Senator BARRETT. If you have not complied with the State laws, that would be a matter for individuals that have property rights or interests there.
Mr. RANKIN. And the United States would not have to worry about it.
Senator BARRETT. Under this bill we are protecting legitimate interests of the United States, and we so intend to do. We do not intend to interfere with them. So, to that extent, I would not say that there was any interference with the rights of the United States.
Mr. RANKIN. What about the Indian reservations?
Senator BARRETT. I think that there is some question raised. We had that up the other day. It may be that we ought to make some change. Do you have the bill in front of you?
Mr. RANKIN. Yes.
Senator BARRETT. That matter was brought to our attention the other day. In order to protect the rights of the Indians on any of those we decided the other day that line 22 would be changed by striking out the words “under State law," and that has been agreed to. So that language reads:
Subject to existing rights, all navigable and nonnavigable waters are hereby reserved for appropriation, useand so forth. We think that would protect any rights that the Indians might have.
Mr. RANKIN. I think it would, Senator, but I think it might destroy the effect of your bill.
Senator BARRETT. Why do you say that?
Mr. RANKIN. Because I think, under the concept of the Pelton case, that would mean that the United States had all of the rights it has in reserve lands and the right to the use of the water and you put yourself right back where you don't accomplish what you appear to be trying to accomplish otherwise.
Senator BARRETT. I cannot quite agree with you because I think that the bill makes eminently clear that we are not recognizing any distinction between reserved lands and public domain lands. We are saying as far as this bill is concerned that the same rule applies to both.
Mr. RANKIN. I want to call your attention to the legislative history. You are striking out the words "under State law.”
Senator BARRETT. As to future acquisition of water rights.
Senator BARRETT. That is in line 21. We do not have any intention here and I do not think that the Department of Justice would raise any serious question about the advisability of negating the rights of the States on the reserved lands of the United States, would they?
Mr. RANKIN. That is not our province. That is for Congress.
Senator BARRETT. I know that is not. That is exclusively_the province of the Congress. There is not any question about that. I do not think you would raise any point on that.
Mr. RANKIN. We wouldn't. Senator BARRETT. We certainly are doing that and intend to do it. Mr. RANKIN. It would be easy for me, Senator, to just say that fixes everything. But I do want to call your attention carefully to that because I don't want to mislead you or be any part of anything like that.
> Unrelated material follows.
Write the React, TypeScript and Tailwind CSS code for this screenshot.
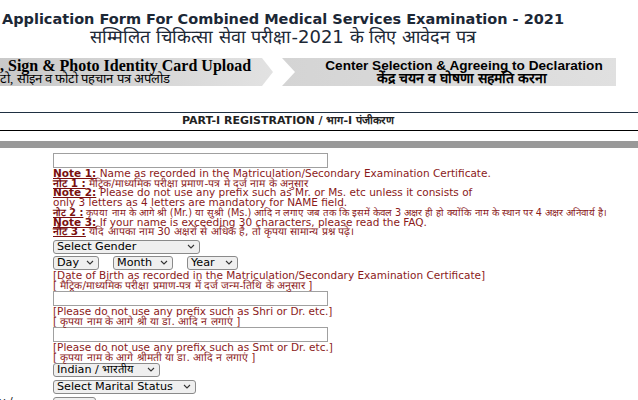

Senator BARRETT. I wish you would point it out. Mr. RANKIN. When you have a heading “Future Acquisition of Water Rights,” that is not basically a part of the language of the bill that would govern. It could be interpreted that that applies to how you would acquire them. But then when you say "subject to existing rights” that means that you can acquire future rights but subject to that protection you are putting in. That is the way it would look to me. I do want to call your attention to it.